Copy out each line of the data that holds the word "Write".
[Start]
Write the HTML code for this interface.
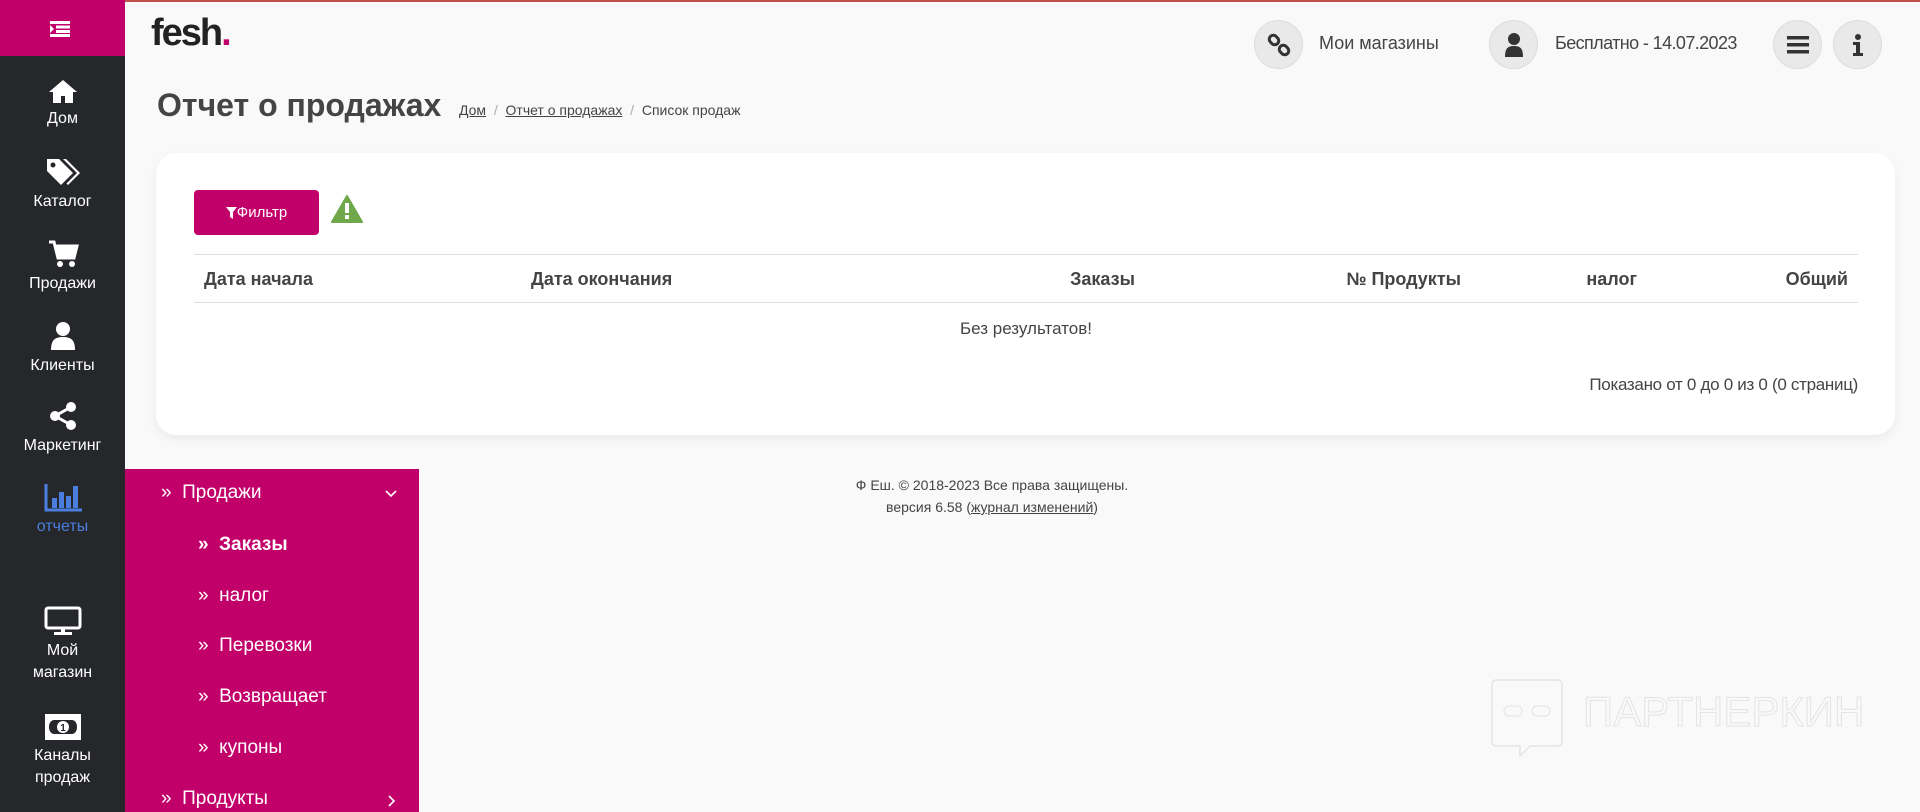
<!DOCTYPE html>
<html><head><meta charset="utf-8"><style>
*{margin:0;padding:0;box-sizing:border-box}
body{width:1920px;height:812px;overflow:hidden;background:#f9f9f9;font-family:"Liberation Sans",sans-serif;color:#333;position:relative}
.abs{position:absolute}
.topline{left:0;top:0;width:1920px;height:2px;background:#c0504d}
.side{left:0;top:0;width:125px;height:812px;background:#25272b}
.sidetop{left:0;top:0;width:125px;height:56px;background:#c2006a}
.si{position:absolute;left:0;width:125px;text-align:center;color:#fff;font-size:16px;line-height:22px}
.si svg{display:block;margin:0 auto 4px}
.sub{left:125px;top:469px;width:294px;height:343px;background:#c2006a;color:#fff}
.sub div{position:absolute;font-size:19px}
.circ{position:absolute;width:49px;height:49px;border-radius:50%;background:#e9e9e9;border:1px solid #ddd;display:flex;align-items:center;justify-content:center}
.card{left:156px;top:153px;width:1739px;height:282px;background:#fff;border-radius:20px;box-shadow:0 4px 10px rgba(0,0,0,.06)}
</style></head><body>
<div class="abs topline"></div>
<div class="abs side"></div>
<div class="abs sidetop"></div>
<svg class="abs" style="left:50px;top:21px" width="20" height="16" viewBox="0 0 20 16"><rect x="0" y="0" width="20" height="3" fill="#fff"/><rect x="6" y="4.5" width="14" height="3" fill="#fff"/><rect x="6" y="9" width="14" height="3" fill="#fff"/><rect x="0" y="13" width="20" height="3" fill="#fff"/><path d="M0 4l4 4-4 4z" fill="#fff"/></svg>

<div class="si" style="top:78px"><svg width="32" height="26" viewBox="0 0 32 26"><path d="M16 2L2 14h4v11h8v-7h4v7h8V14h4z" fill="#fff"/></svg>Дом</div>
<div class="si" style="top:157px"><svg width="36" height="30" viewBox="0 0 36 30"><path d="M2 2h12l14 14-12 12L2 14z" fill="#fff"/><circle cx="8" cy="8" r="2.5" fill="#25272b"/><path d="M18 2h3l14 14-12 12-1.5-1.5L32 16z" fill="#fff"/></svg>Каталог</div>
<div class="si" style="top:239px"><svg width="32" height="30" viewBox="0 0 32 30"><path d="M2 3h5l4 16h16l3-12H9" fill="none" stroke="#fff" stroke-width="3"/><path d="M9 7h21l-3 12H11z" fill="#fff"/><circle cx="13" cy="25" r="3" fill="#fff"/><circle cx="25" cy="25" r="3" fill="#fff"/></svg>Продажи</div>
<div class="si" style="top:321px"><svg width="28" height="30" viewBox="0 0 28 30"><circle cx="14" cy="8" r="7" fill="#fff"/><path d="M2 29c0-10 4-13 12-13s12 3 12 13z" fill="#fff"/></svg>Клиенты</div>
<div class="si" style="top:401px"><svg width="30" height="30" viewBox="0 0 30 30"><circle cx="23" cy="6" r="5" fill="#fff"/><circle cx="7" cy="15" r="5" fill="#fff"/><circle cx="23" cy="24" r="5" fill="#fff"/><path d="M23 6L7 15l16 9" stroke="#fff" stroke-width="3" fill="none"/></svg>Маркетинг</div>
<div class="si" style="top:482px;color:#4a7fdf"><svg width="38" height="30" viewBox="0 0 38 30"><path d="M2 2v26h36" stroke="#4a7fdf" stroke-width="3" fill="none"/><rect x="8" y="16" width="5" height="10" fill="#4a7fdf"/><rect x="15" y="10" width="5" height="16" fill="#4a7fdf"/><rect x="22" y="14" width="5" height="12" fill="#4a7fdf"/><rect x="29" y="4" width="5" height="22" fill="#4a7fdf"/></svg>отчеты</div>
<div class="si" style="top:606px"><svg width="38" height="30" viewBox="0 0 38 30"><rect x="2" y="2" width="34" height="20" rx="2" fill="none" stroke="#fff" stroke-width="3"/><rect x="17" y="22" width="4" height="5" fill="#fff"/><rect x="10" y="26" width="18" height="3" fill="#fff"/></svg>Мой<br>магазин</div>
<div class="si" style="top:713px"><svg width="38" height="28" viewBox="0 0 38 28"><rect x="1" y="1" width="36" height="26" fill="#fff"/><path d="M5 14c0-5 3-7 5-7h18c2 0 5 2 5 7s-3 7-5 7H10c-2 0-5-2-5-7z" fill="#25272b"/><circle cx="19" cy="14" r="6" fill="#fff"/><text x="19" y="18" font-size="10" font-weight="bold" text-anchor="middle" fill="#25272b" font-family="Liberation Sans">1</text></svg>Каналы<br>продаж</div>

<div class="abs sub">
<div style="left:36px;top:13px">»&nbsp; Продажи</div>
<svg class="abs" style="left:260px;top:21px" width="12" height="8" viewBox="0 0 12 8"><path d="M1 1l5 5 5-5" stroke="#fff" stroke-width="1.6" fill="none"/></svg>
<div style="left:73px;top:65px;font-weight:bold">»&nbsp; Заказы</div>
<div style="left:73px;top:116px">»&nbsp; налог</div>
<div style="left:73px;top:166px">»&nbsp; Перевозки</div>
<div style="left:73px;top:217px">»&nbsp; Возвращает</div>
<div style="left:73px;top:268px">»&nbsp; купоны</div>
<div style="left:36px;top:319px">»&nbsp; Продукты</div>
<svg class="abs" style="left:263px;top:326px" width="8" height="12" viewBox="0 0 8 12"><path d="M1 1l5 5-5 5" stroke="#fff" stroke-width="1.6" fill="none"/></svg>
</div>

<div class="abs" style="left:151px;top:12px;font-size:38px;font-weight:bold;color:#222;letter-spacing:-2px">fesh<span style="color:#c2006a">.</span></div>
<div class="abs" style="left:157px;top:87px;font-size:32px;font-weight:bold;color:#444">Отчет о продажах</div>
<div class="abs" style="left:459px;top:102px;font-size:14px;color:#444"><u>Дом</u> <span style="color:#aaa">&nbsp;/&nbsp;</span> <u>Отчет о продажах</u> <span style="color:#aaa">&nbsp;/&nbsp;</span> Список продаж</div>

<div class="circ" style="left:1254px;top:20px"><svg width="24" height="24" viewBox="0 0 24 24"><rect x="2" y="3" width="10" height="8" rx="4" transform="rotate(45 7 7)" fill="none" stroke="#333" stroke-width="3"/><rect x="12" y="13" width="10" height="8" rx="4" transform="rotate(45 17 17)" fill="none" stroke="#333" stroke-width="3"/></svg></div>
<div class="abs" style="left:1319px;top:33px;font-size:18px;color:#444">Мои магазины</div>
<div class="circ" style="left:1489px;top:20px"><svg width="20" height="26" viewBox="0 0 20 26"><circle cx="10" cy="7" r="6" fill="#333"/><path d="M1 25c0-9 3-11 9-11s9 2 9 11z" fill="#333"/></svg></div>
<div class="abs" style="left:1555px;top:33px;font-size:18px;color:#444;letter-spacing:-0.6px">Бесплатно - 14.07.2023</div>
<div class="circ" style="left:1773px;top:20px"><svg width="22" height="18" viewBox="0 0 22 18"><rect y="0" width="22" height="3.5" fill="#333"/><rect y="7" width="22" height="3.5" fill="#333"/><rect y="14" width="22" height="3.5" fill="#333"/></svg></div>
<div class="circ" style="left:1833px;top:20px"><svg width="12" height="22" viewBox="0 0 12 22"><circle cx="6" cy="3" r="3" fill="#333"/><path d="M1 8h7v11h3v3H1v-3h3v-8H1z" fill="#333"/></svg></div>

<div class="abs card">
<div class="abs" style="left:38px;top:37px;width:125px;height:45px;background:#c2006a;border-radius:4px;color:#fff;font-size:15px;display:flex;align-items:center;justify-content:center"><svg width="11" height="12" viewBox="0 0 11 12"><path d="M0 0h11L7 5v7L4 10V5z" fill="#fff"/></svg>Фильтр</div>
<svg class="abs" style="left:175px;top:42px" width="32" height="28" viewBox="0 0 32 28"><path d="M16 1L31 27H1z" fill="#6ea84b" stroke="#6ea84b" stroke-linejoin="round" stroke-width="2"/><rect x="14" y="8" width="4" height="10" fill="#fff"/><rect x="14" y="20" width="4" height="4" fill="#fff"/></svg>
<div class="abs" style="left:38px;top:101px;width:1664px;height:1px;background:#ddd"></div>
<div class="abs" style="left:48px;top:116px;font-size:18px;font-weight:bold;color:#444">Дата начала</div>
<div class="abs" style="left:375px;top:116px;font-size:18px;font-weight:bold;color:#444">Дата окончания</div>
<div class="abs" style="left:0;width:979px;text-align:right;top:116px;font-size:18px;font-weight:bold;color:#444">Заказы</div>
<div class="abs" style="left:0;width:1305px;text-align:right;top:116px;font-size:18px;font-weight:bold;color:#444">№ Продукты</div>
<div class="abs" style="left:0;width:1481px;text-align:right;top:116px;font-size:18px;font-weight:bold;color:#444">налог</div>
<div class="abs" style="left:0;width:1692px;text-align:right;top:116px;font-size:18px;font-weight:bold;color:#444">Общий</div>
<div class="abs" style="left:38px;top:149px;width:1664px;height:1px;background:#ddd"></div>
<div class="abs" style="left:38px;width:1664px;text-align:center;top:166px;font-size:17px;color:#444">Без результатов!</div>
<div class="abs" style="left:0;width:1702px;text-align:right;top:222px;font-size:17px;color:#444;letter-spacing:-0.3px">Показано от 0 до 0 из 0 (0 страниц)</div>
</div>

<div class="abs" style="left:600px;width:784px;text-align:center;top:474px;font-size:14px;line-height:22px;color:#444">Ф Еш. © 2018-2023 Все права защищены.<br>версия 6.58 (<u>журнал изменений</u>)</div>

<svg class="abs" style="left:1488px;top:676px" width="400" height="90" viewBox="0 0 400 90"><path d="M4 8a4 4 0 0 1 4-4h62a4 4 0 0 1 4 4v58a4 4 0 0 1-4 4H42L32 80V70H8a4 4 0 0 1-4-4z" fill="none" stroke="#e4e4e4" stroke-width="1.5"/><rect x="16" y="30" width="18" height="10" rx="5" fill="none" stroke="#e4e4e4"/><rect x="44" y="30" width="18" height="10" rx="5" fill="none" stroke="#e4e4e4"/><text x="95" y="50" font-size="42" font-family="Liberation Sans" fill="none" stroke="#e4e4e4" stroke-width="1">ПАРТНЕРКИН</text></svg>
</body></html>
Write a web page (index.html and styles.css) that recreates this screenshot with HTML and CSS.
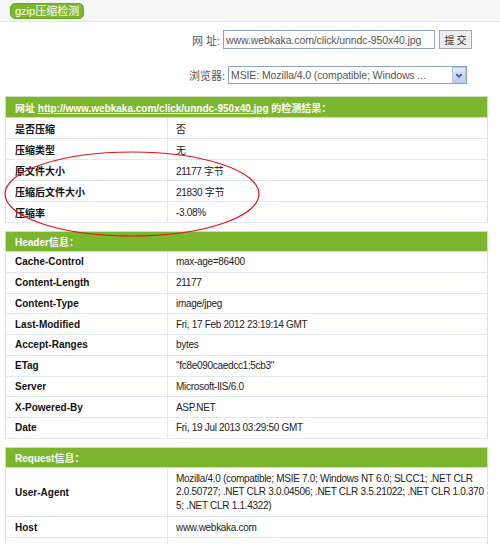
[End]
TASK ANSWER:
Write the HTML code for this interface.
Write a web page (index.html and styles.css) that recreates this screenshot with HTML and CSS.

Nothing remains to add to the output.